The court, he said, ignored evidence that the Government rushed to change the statute solely “to appease” Llewellyn because she had been denied a second extension by the Public Service Commission.
“What I am trying to say is, had they [Full Court] considered [the historical context] they would find that this was the dominant purpose. It was done at a time and in a way to appease the incumbent and it is done in the context of the incumbent having already received an extension and not being able to get another,” said Hylton. He is the lead attorney for the Opposition People’s National Party’s (PNP) Phillip Paulwell and Peter Bunting, who are the respondents in the appeal brought by the State challenging the ruling by the Constitutional Court.
According to Hylton, arguments by attorneys representing the State and those representing the DPP that the amendment was proper as, despite the 2017 introduction of the Pensions (Public Service) Act extending the retirement age of public officers from 60 to 65, the DPP and Auditor General had been left out in the cold since they are creatures of the Constitution, was contrived to mask what he termed “an improper purpose” and therefore illegal.
“Counsel for the appellants provided an extensive narrative about the Pension Act 2017 but they said nothing about what happened between 2017 and the Bill being taken to Parliament and they said nothing about why the Bill had to be passed the way it was in those few hours at the end of July,” Hylton told the Appeal Court panel hearing the matter.
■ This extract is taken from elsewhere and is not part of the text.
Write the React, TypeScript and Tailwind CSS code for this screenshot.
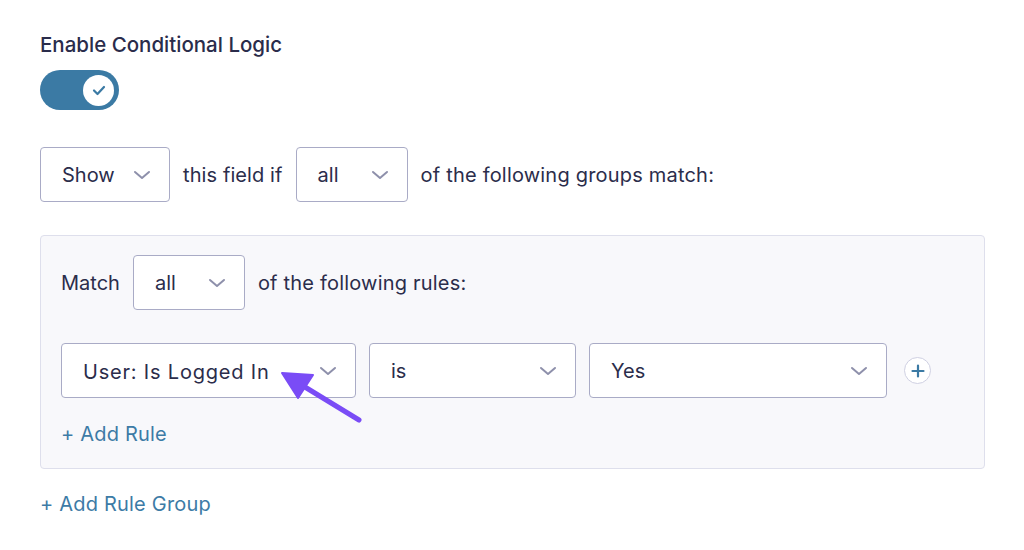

In 2023, the Government, through a majority vote of both Houses of Parliament, pushed through amendments to sections 96(1) and 121(1) of the constitution. The amendments, through a new section, 2(1), increased the age of retirement of the DPP from 60 to 65, and added a new section, 2(2), giving the right to the DPP to elect to remain in office despite the role of the prime minister and opposition leader assigned by the constitution regarding an extension of tenure.
The Opposition filed a lawsuit challenging the extension, arguing that the amendment was unconstitutional and should be struck down on the basis that the DPP had already received one extension in office in 2020 when she turned 60 and so should not benefit from a second.
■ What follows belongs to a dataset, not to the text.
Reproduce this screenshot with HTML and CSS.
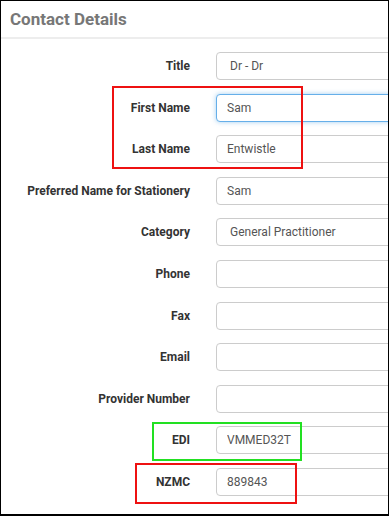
FILE: index.html
```html
<!DOCTYPE html>
<html lang="en">
<head>
    <meta charset="UTF-8">
    <meta name="viewport" content="width=device-width, initial-scale=1.0">
    <title>Contact Details</title>
    <link rel="stylesheet" href="styles.css">
</head>
<body>

<div class="contact-panel">
    <div class="panel-header">
        <h2 class="panel-title">Contact Details</h2>
    </div>

    <form class="contact-form">
        <div class="form-row">
            <label class="form-label">Title</label>
            <select class="form-control form-select"><option>Dr - Dr</option></select>
        </div>
        <div class="form-row">
            <label class="form-label">First Name</label>
            <input class="form-control is-focused" type="text" value="Sam">
        </div>
        <div class="form-row">
            <label class="form-label">Last Name</label>
            <input class="form-control" type="text" value="Entwistle">
        </div>
        <div class="form-row">
            <label class="form-label">Preferred Name for Stationery</label>
            <input class="form-control" type="text" value="Sam">
        </div>
        <div class="form-row">
            <label class="form-label">Category</label>
            <select class="form-control form-select"><option>General Practitioner</option></select>
        </div>
        <div class="form-row">
            <label class="form-label">Phone</label>
            <input class="form-control" type="text" value="">
        </div>
        <div class="form-row">
            <label class="form-label">Fax</label>
            <input class="form-control" type="text" value="">
        </div>
        <div class="form-row">
            <label class="form-label">Email</label>
            <input class="form-control" type="text" value="">
        </div>
        <div class="form-row">
            <label class="form-label">Provider Number</label>
            <input class="form-control" type="text" value="">
        </div>
        <div class="form-row">
            <label class="form-label">EDI</label>
            <input class="form-control" type="text" value="VMMED32T">
        </div>
        <div class="form-row">
            <label class="form-label">NZMC</label>
            <input class="form-control" type="text" value="889843">
        </div>
    </form>

    <!-- review highlights -->
    <div class="highlight highlight-red highlight-names"></div>
    <div class="highlight highlight-green highlight-edi"></div>
    <div class="highlight highlight-red highlight-nzmc"></div>
</div>

</body>
</html>
```

FILE: styles.css
```css
body {
    margin: 0;
    padding: 0;
    background: #fff;
    font-family: 'Roboto', 'Liberation Sans', sans-serif;
}

.contact-panel {
    position: relative;
    width: 389px;
    height: 516px;
    box-sizing: border-box;
    border-top: 1px solid #000;
    border-left: 1px solid #000;
    border-right: 1px solid #000;
    border-bottom: 2px solid #000;
    background: #fff;
    overflow: hidden;
}

.panel-header {
    height: 36px;
    border-bottom: 2px solid #ededed;
    padding-left: 9px;
    display: flex;
    align-items: center;
}

.panel-title {
    margin: 0;
    font-size: 17px;
    font-weight: bold;
    color: #777;
}

.contact-form {
    display: flex;
    flex-direction: column;
    gap: 13.6px;
    padding-top: 13px;
}

.form-row {
    display: flex;
    align-items: center;
    gap: 26px;
}

.form-label {
    width: 189px;
    flex-shrink: 0;
    text-align: right;
    font-size: 12px;
    font-weight: bold;
    color: #333;
}

.form-control {
    width: 260px;
    height: 28px;
    flex-shrink: 0;
    box-sizing: border-box;
    padding: 0 10px;
    border: 1px solid #ccc;
    border-radius: 4px;
    background: #fff;
    font-family: 'Roboto', 'Liberation Sans', sans-serif;
    font-size: 12px;
    color: #555;
    outline: none;
}

.form-select {
    -webkit-appearance: none;
    appearance: none;
    padding-left: 13px;
}

.form-control.is-focused {
    border-color: #66afe9;
    box-shadow: 0 0 5px rgba(102, 175, 233, 0.6);
}

.highlight {
    position: absolute;
    box-sizing: border-box;
    border: 2px solid;
}

.highlight-red {
    border-color: #ee1111;
}

.highlight-green {
    border-color: #22e022;
}

.highlight-names {
    left: 111px;
    top: 85px;
    width: 191px;
    height: 83px;
}

.highlight-edi {
    left: 151px;
    top: 421px;
    width: 150px;
    height: 39px;
}

.highlight-nzmc {
    left: 134px;
    top: 462px;
    width: 162px;
    height: 41px;
}
```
In April, the Full Court — comprising justices Tricia Hutchinson Shelly, Simone Wolfe-Reece, and Sonya Wint Blair — ruled that while the amendment to the Act increasing the retirement age of the DPP from 60 to 65 is constitutional, the second amendment is “not a valid section and is severed from the constitution because the process remains unchanged for extending the retirement age”. Consequently, the panel said the section is “unconstitutional, null, void and of no legal effect”.
Hylton on Thursday said the Full Court had paid scant regard to evidence in documents filed, showing the history of the matter in arriving at its judgement and urged the Appeal Court to take this into consideration in its deliberations.
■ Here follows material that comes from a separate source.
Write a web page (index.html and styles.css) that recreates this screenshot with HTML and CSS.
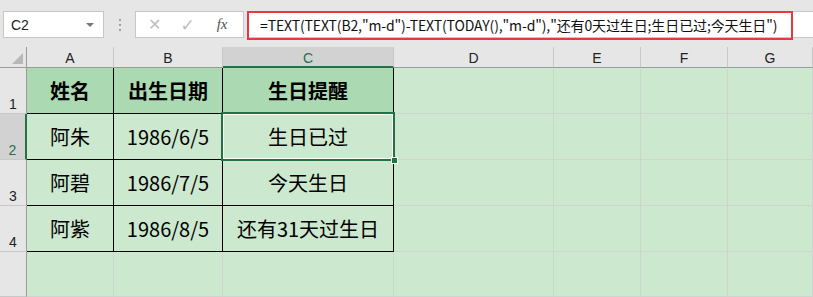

“One Opposition senator proposed an amendment to the Bill so it would not come into effect until January 1, 2024 when the incumbent was no longer in office, the amendment was rejected [and] it was therefore passed.
“It is unfortunate milady and milord that the Full Court did not give this evidence due regard when determining the purpose of the Act. They had actually made a finding about the evidence that they could and should consider in their judgement where their ladyships in the full court said this court is entitled to the best possible contemporaneous evidence made in the most reliable context where a frank explanation would have been expected,” he stated.
Said Hylton: “The evidence I just cited is contemporaneous, but the Full Court in their judgement did not refer to it, they did not say it was just coincidence or just poor timing.”
Appeal Court Justice Kissock Laing asked, “So could the court find that those factors trumped everything about the actual procedure which was adopted for the quick passing of the bill and the fact that there was an anomaly in terms of where the position of the DPP and the auditor general was concerned?”
Hylton said, “Yes, but the Full Court could have said here is this other evidence, but they said nothing about it. One can have multiple purposes and no doubt this Act does serve the purpose of harmonising… and I am not arguing that, but the dominant driving purpose for the timing in which it was done and the way it was done was for the incumbent DPP to stay in office.”
The attorney, in hammering home the point that all actions on the subject matter “between January 2023 and July were all aimed to benefit the incumbent”, said “if this court concludes contrary to the Full Court, that this was indeed the purpose, then we submit that it was an improper purpose and keep in mind that proper in this context means it is within the intent of the power given.
“The reason why we say, assuming again that that was the purpose, that it was outside the scope, is that the constitution has a separate regime and process for the extension of tenure and so using the amendment process to extend the tenure in the manner it was done would plainly be outside of that intent and that purpose,” he added.
Asked by Justice Christine Straw, who leads the panel, if whether the DPP had been in a “class of officers that would have benefited from the extension at that time” it would “also be considered improper”, Hylton in referencing a similar amendment for members of the judiciary said “it was different… there was no evidence or even a suggestion that that amendment was for the purpose of any particular person”.
“There is no evidence or suggestion that any sitting judge had already received such an extension, so the issue that we point to in this appeal in relation to the DPP would not apply there,” he contended.
On Thursday, attorney Ransford Braham, King’s Counsel, who also represents the State alongside Allan Wood, King’s Counsel, described Hylton’s “improper purpose” defence as “a most interesting concept”.
“A question was posed to me, and I pose it to the court. If my friend is correct, and let us assume that Parliament amended a deeply entrenched provision in accordance with the constitution, referendum and everything. Would the court still have the power to strike it down on the basis that it was passed on improper purpose?” Braham asked.
“Seems to me that if my friend is correct, the answer must be yes and that would turn the law entirely on its head… improper purpose should be eliminated, it has no place before you today; improper purpose is not applicable at all,” Braham warned.
The hearings, which began on Monday, should conclude today.